En ce qui concerne votre passage relatif à la théorie cantorienne des ensembles, vous ne mentionnez pas que Meillassoux précise que seule la thèse de l’intotalisation a une portée ontologique. Car bien que pensables, les axiomatiques faisant droit au tout posent, avec la nécessité réelle, une entité injustifiable. Car votre glorieuse maxime selon laquelle le « principe de raison, […] qui constitue la seule éthique légitime de la pensée: ne rien tenir pour vrai qui ne soit indubitablement et a priori démontré comme tel dans le dévoilement de sa raison nécessaire », n’est-elle pas finalement la croyance du sceptique, sa profession de foi en quelque sorte ? Il semble que ce soit bien le cas lorsqu’on égale le « réellement possible » à l’ « effectif ». Et si l’on veut rester cohérent, et donc tenir le principe de non-contradiction, et ne pas rester dans la croyance ou la simple opinion, qu’est-ce qui pourrait bien être dit, en ce sens, une raison indubitablement nécessaire, qui ne pourrait pas être autre, si ce n’est ce pouvoir-être-autre lui-même ? N’y a t-il pas alors, à invoquer le principe de raison suffisante, une pétition de principe intenable ? On ne peut s’empêcher de penser à Rosset prenant pour exergue humoristique cette citation de Jules Verne : « Je n’ai rien vu, pourtant il y a quelque chose ! » C’est bien à vous qu’on pourrait opposer ce « rien qui serait tout », comme une inconsistance de votre raisonnement.
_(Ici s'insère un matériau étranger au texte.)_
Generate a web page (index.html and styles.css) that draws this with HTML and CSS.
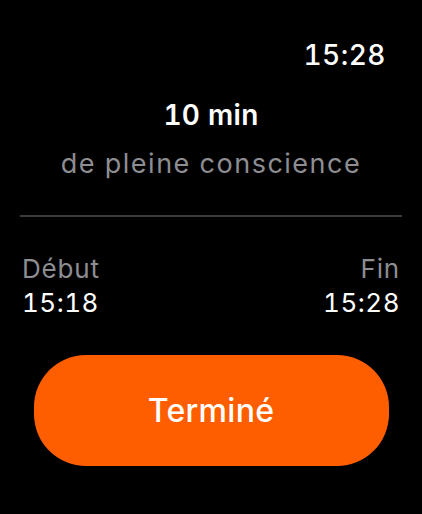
FILE: index.html
```html
<!DOCTYPE html>
<html lang="fr">
<head>
<meta charset="utf-8">
<link rel="stylesheet" href="styles.css">
</head>
<body>
<div class="screen">
  <div class="status"><span class="clock">15:28</span></div>
  <div class="summary">
    <div class="duration">10 min</div>
    <div class="kind">de pleine conscience</div>
  </div>
  <div class="divider"></div>
  <div class="times">
    <div class="time-col">
      <div class="label">Début</div>
      <div class="value">15:18</div>
    </div>
    <div class="time-col right">
      <div class="label">Fin</div>
      <div class="value">15:28</div>
    </div>
  </div>
  <div class="action">
    <button class="done">Terminé</button>
  </div>
</div>
</body>
</html>
```
FILE: styles.css
```css
html, body {
  margin: 0;
  padding: 0;
  background: #000;
}
body {
  width: 422px;
  height: 514px;
  overflow: hidden;
  font-family: Inter, "Noto Sans", sans-serif;
  color: #fff;
  font-variant-numeric: tabular-nums;
}
.screen {
  display: flex;
  flex-direction: column;
  padding: 38px 20px 0 20px;
}
.status {
  display: flex;
  justify-content: flex-end;
  padding-right: 16px;
}
.clock {
  font-size: 28px;
  line-height: 34px;
  font-weight: 500;
  letter-spacing: 0.5px;
}
.summary {
  margin-top: 26px;
  text-align: center;
}
.duration {
  font-size: 28px;
  line-height: 34px;
  font-weight: 600;
  letter-spacing: 0.3px;
}
.kind {
  margin-top: 16px;
  font-size: 27px;
  line-height: 32px;
  color: #8d8d92;
  letter-spacing: 1.5px;
}
.divider {
  margin-top: 35px;
  height: 2px;
  background: #3c3c3e;
}
.times {
  margin-top: 34px;
  display: flex;
  justify-content: space-between;
  padding: 0 2px;
}
.time-col.right {
  text-align: right;
}
.label {
  font-size: 26px;
  line-height: 35px;
  color: #8d8d92;
  letter-spacing: 0.8px;
}
.value {
  font-size: 26px;
  line-height: 34px;
  letter-spacing: 0.5px;
}
.action {
  margin-top: 35px;
  display: flex;
  justify-content: center;
}
.done {
  width: 355px;
  height: 111px;
  border: none;
  border-radius: 52px;
  background: #ff5e00;
  color: #fff;
  font-family: Inter, "Noto Sans", sans-serif;
  font-size: 32px;
  font-weight: 500;
  letter-spacing: 0.3px;
  padding: 0;
}
```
De plus, on peut à ce stade considérer que l’énoncé cartésien que vous citez est, en l’espèce, faux, car la définition cantorienne de l’infini permet une complète intelligibilité mathématique de l’infini, ainsi que de la distinction des différents infinis. En effet, les raisons théologiques qui réservaient l'infini à Dieu n'ont plus cours. Voulez-vous y revenir ? Toujours est-il qu'en tant que pensable, « la multiplicité pure » est parfaitement compatible avec le principe de factualité. A ce stade, le corrélationiste, inconsistant puisque il en use en le niant, ne peut plus prétendre réfuter la portée ontologique de l’intotalisation.

Quant aux conséquences éthiques, on ne peut pas vous suivre, car dès lors que le corrélationisme « sape effectivement toute prétention de la raison à délégitimer une croyance au nom de l’impensabilité de son contenu » (p.57), il est clair qu’il les légitime de leur point de vue qui est celui de la croyance. En effet, si le corrélationisme déclare qu’il n’existe pas d’absolu rationnel, il n’en conclut pas moins que les croyances ne sont ni rationnelles ni irrationnelles en soi. Du point de vue de la raison corrélationiste, croire est peut-être « risqué », mais rien n’empêche néanmoins dans cette optique qu’elles soient légitimement souveraines dans leur prétention à un absolu de foi qui s’autorise d’une révélation prétendument supérieure à la rationalité (Cf. p.64 sq.). A ce propos, souvenons-nous, à titre d’indication, des remarques nietzschéennes au sujet des conséquences du kantisme. Ainsi, c’est bien pourquoi si « le sentiment et la Révélation ne peuvent être joués contre la raison sans que l’acte de croire soit encore et toujours motivé par ce qu’il tient pour raison », c’est simplement reconnaître à bon droit la possibilité de l’erreur, mais, le faire en corrélationiste, c’est se priver de se donner les moyens de la réfuter, en rationaliste.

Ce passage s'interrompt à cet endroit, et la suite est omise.